* [Problem details]
Check each line of the listing for the word "React" and report how many lines contain it, giving nothing but the number.
* * * * * * * * *
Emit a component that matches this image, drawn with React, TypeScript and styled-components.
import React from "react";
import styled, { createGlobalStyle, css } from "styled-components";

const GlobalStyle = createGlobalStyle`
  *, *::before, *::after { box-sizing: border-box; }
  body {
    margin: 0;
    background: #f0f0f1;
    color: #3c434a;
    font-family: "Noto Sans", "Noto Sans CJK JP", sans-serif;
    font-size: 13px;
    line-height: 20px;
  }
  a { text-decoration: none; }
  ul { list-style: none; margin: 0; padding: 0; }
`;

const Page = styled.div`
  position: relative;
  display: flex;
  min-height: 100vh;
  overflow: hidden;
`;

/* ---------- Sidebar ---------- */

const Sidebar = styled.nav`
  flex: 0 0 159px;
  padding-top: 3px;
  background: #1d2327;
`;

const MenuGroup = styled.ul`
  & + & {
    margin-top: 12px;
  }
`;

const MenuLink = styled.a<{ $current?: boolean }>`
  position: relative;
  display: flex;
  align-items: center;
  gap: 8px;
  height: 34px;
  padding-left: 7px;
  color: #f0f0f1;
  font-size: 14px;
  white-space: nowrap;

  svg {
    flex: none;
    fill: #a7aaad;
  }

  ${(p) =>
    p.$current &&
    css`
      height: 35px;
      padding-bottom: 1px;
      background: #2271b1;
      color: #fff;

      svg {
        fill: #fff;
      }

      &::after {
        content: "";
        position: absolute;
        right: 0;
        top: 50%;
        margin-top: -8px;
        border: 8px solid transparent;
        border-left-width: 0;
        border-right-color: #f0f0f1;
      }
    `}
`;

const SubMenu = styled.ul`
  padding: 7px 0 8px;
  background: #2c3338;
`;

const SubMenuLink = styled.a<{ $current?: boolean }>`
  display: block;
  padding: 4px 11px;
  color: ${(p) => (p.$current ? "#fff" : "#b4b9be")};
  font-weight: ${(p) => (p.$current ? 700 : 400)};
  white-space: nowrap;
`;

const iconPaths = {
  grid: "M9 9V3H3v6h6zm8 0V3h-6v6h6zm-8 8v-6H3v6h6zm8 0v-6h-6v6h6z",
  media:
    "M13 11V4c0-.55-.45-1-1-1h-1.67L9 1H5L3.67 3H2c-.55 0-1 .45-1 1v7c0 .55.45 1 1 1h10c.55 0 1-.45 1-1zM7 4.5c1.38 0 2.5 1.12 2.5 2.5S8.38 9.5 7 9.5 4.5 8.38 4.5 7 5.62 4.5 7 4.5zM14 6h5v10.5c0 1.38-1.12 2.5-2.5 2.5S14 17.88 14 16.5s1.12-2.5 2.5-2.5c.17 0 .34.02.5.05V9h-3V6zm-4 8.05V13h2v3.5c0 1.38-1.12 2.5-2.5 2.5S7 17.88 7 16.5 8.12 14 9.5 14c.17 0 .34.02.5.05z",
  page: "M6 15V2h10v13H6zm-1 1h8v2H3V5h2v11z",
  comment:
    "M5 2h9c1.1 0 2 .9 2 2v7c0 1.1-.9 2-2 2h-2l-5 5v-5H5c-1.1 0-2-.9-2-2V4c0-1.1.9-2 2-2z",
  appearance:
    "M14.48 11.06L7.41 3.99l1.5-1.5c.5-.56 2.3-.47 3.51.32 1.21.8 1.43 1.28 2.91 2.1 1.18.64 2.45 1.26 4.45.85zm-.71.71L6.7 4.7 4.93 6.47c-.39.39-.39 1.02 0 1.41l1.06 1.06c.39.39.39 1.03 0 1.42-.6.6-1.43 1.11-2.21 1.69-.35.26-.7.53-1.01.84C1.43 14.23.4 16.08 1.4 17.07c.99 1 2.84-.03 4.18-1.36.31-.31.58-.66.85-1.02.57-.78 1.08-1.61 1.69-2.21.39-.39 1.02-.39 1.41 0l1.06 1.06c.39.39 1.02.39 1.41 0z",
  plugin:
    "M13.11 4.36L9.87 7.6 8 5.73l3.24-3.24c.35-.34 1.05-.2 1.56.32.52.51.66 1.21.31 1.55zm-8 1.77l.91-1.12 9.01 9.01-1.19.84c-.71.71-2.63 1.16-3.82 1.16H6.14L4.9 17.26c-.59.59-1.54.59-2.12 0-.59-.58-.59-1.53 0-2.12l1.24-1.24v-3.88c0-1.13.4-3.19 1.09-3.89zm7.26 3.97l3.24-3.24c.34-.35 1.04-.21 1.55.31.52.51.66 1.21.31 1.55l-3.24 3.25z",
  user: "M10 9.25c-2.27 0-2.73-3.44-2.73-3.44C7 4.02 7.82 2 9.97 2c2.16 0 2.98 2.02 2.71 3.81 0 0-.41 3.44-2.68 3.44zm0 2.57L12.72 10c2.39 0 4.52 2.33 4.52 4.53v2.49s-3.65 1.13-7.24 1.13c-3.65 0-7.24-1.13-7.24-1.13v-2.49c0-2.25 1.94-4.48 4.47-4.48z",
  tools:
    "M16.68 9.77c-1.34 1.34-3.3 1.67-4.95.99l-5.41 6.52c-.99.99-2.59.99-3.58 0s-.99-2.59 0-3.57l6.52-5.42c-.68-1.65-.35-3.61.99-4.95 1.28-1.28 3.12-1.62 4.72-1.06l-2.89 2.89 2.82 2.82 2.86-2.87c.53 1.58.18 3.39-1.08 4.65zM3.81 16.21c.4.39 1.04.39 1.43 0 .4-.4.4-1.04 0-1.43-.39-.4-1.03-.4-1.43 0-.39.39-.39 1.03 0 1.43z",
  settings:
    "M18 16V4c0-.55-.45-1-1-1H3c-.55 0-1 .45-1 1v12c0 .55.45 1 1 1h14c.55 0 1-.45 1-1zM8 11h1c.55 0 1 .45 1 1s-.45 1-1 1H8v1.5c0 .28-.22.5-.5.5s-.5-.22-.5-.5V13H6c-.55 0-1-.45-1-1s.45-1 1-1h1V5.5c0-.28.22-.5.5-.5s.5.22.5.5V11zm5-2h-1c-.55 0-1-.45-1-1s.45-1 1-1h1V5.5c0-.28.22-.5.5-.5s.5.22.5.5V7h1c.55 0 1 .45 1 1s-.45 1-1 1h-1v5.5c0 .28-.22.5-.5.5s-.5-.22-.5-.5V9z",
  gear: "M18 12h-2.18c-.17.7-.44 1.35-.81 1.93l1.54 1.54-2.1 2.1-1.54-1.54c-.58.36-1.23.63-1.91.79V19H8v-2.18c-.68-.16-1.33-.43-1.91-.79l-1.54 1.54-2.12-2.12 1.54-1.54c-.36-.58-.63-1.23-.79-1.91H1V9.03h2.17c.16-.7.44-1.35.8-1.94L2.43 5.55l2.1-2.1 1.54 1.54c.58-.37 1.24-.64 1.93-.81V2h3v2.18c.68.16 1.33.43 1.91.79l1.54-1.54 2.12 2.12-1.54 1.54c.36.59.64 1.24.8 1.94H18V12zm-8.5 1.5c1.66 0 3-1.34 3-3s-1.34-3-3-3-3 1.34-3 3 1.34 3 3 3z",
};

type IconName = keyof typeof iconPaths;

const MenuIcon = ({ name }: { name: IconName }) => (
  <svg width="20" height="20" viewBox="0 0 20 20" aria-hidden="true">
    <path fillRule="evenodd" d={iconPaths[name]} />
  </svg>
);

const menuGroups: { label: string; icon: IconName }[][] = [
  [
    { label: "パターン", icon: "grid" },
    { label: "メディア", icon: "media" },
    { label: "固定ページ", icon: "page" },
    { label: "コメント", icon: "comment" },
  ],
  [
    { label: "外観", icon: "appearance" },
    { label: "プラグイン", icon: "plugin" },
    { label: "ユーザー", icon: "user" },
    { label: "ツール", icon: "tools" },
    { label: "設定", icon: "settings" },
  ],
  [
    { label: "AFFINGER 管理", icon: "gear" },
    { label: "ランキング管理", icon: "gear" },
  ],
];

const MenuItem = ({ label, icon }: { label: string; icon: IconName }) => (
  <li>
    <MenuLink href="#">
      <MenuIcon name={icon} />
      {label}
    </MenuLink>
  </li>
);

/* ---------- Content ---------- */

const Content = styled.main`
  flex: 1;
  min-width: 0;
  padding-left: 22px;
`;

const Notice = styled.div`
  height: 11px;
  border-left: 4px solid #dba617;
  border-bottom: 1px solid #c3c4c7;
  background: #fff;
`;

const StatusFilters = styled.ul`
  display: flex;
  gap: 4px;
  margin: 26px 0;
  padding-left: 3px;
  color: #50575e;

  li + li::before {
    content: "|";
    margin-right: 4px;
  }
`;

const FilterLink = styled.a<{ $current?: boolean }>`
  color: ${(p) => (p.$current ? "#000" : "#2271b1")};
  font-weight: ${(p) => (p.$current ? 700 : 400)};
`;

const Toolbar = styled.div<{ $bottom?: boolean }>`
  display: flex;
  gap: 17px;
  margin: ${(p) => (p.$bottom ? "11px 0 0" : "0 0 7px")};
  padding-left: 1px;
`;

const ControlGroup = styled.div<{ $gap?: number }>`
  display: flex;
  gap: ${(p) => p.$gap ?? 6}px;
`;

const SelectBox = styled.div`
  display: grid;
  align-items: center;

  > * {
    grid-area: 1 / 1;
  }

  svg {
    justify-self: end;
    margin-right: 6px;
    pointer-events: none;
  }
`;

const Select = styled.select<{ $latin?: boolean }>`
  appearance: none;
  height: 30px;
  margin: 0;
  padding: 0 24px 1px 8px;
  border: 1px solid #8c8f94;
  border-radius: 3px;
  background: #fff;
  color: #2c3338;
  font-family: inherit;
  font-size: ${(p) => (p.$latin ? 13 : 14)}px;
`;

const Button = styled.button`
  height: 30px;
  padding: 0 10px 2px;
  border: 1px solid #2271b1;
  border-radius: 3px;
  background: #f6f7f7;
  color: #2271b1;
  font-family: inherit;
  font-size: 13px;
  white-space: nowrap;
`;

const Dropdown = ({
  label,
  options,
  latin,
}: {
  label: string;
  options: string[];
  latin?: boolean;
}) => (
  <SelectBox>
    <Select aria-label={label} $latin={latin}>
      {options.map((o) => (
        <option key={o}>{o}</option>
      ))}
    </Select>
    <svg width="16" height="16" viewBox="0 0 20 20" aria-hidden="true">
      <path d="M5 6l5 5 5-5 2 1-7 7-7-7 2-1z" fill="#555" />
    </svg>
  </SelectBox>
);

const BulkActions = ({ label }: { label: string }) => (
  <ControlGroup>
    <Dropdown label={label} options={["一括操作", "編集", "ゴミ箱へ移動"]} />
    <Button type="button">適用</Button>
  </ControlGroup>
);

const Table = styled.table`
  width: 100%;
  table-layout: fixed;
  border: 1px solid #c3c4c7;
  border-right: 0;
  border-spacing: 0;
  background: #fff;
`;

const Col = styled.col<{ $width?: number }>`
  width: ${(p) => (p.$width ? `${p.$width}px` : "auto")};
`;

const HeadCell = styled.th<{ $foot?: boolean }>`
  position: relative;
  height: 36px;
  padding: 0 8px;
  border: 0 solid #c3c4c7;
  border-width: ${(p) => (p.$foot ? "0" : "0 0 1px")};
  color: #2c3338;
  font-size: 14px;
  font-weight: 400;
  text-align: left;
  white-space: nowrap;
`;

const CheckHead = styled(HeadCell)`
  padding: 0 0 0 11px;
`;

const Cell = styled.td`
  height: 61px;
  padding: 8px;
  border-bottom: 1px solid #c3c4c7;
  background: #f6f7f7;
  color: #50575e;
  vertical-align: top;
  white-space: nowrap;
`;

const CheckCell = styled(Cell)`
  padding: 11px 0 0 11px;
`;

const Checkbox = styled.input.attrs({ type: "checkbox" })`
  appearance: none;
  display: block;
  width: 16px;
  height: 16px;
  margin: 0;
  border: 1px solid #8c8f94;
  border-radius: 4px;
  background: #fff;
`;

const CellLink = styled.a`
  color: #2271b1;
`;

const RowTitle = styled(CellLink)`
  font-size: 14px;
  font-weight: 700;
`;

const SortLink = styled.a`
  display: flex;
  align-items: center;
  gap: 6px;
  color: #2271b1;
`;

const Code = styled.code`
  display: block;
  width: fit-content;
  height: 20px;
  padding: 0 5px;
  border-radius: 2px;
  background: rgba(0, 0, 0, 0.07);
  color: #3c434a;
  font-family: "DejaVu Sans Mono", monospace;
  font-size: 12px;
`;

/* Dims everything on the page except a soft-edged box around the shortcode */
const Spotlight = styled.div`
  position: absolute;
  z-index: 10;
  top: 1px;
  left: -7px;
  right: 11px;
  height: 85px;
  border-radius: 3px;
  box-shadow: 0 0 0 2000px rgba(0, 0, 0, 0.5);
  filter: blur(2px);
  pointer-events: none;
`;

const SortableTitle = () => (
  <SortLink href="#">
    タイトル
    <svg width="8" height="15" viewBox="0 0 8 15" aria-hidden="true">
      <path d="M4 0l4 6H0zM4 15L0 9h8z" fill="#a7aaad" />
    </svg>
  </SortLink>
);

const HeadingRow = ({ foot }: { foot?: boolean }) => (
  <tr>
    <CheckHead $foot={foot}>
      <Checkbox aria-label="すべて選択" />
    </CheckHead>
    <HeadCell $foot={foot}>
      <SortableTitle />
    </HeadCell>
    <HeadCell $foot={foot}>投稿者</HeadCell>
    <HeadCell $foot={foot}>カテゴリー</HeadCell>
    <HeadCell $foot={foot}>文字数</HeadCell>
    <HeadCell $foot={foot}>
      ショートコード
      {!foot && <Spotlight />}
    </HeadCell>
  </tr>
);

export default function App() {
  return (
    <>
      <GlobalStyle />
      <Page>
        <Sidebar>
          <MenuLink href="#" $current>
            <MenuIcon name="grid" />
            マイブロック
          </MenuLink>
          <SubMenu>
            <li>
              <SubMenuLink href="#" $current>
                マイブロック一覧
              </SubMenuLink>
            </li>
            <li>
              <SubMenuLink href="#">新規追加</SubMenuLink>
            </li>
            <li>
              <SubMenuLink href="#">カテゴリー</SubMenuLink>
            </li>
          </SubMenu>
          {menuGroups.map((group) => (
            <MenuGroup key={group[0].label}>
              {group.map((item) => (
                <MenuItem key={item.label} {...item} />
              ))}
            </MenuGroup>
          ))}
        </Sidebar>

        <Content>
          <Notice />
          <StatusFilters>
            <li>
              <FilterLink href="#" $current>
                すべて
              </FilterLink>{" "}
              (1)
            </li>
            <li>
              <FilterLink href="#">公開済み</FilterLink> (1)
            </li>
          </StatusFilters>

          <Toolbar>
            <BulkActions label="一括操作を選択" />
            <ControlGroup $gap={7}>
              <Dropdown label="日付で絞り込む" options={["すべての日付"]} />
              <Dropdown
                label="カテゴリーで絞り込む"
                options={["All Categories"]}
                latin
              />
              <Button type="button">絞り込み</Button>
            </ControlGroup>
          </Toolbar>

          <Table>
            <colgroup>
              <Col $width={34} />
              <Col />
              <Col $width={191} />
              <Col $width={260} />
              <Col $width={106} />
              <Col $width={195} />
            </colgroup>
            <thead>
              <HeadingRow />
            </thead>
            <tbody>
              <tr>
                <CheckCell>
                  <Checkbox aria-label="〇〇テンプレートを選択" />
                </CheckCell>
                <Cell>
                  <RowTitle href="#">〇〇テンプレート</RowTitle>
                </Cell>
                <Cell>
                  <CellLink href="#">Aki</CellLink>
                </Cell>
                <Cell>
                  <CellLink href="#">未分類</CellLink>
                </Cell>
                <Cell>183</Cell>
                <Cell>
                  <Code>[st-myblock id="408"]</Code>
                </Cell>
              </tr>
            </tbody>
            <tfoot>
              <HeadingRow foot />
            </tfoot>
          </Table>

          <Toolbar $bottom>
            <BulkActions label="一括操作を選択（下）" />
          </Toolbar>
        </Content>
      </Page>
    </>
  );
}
* * * * * * * * *
* [Correct response]
2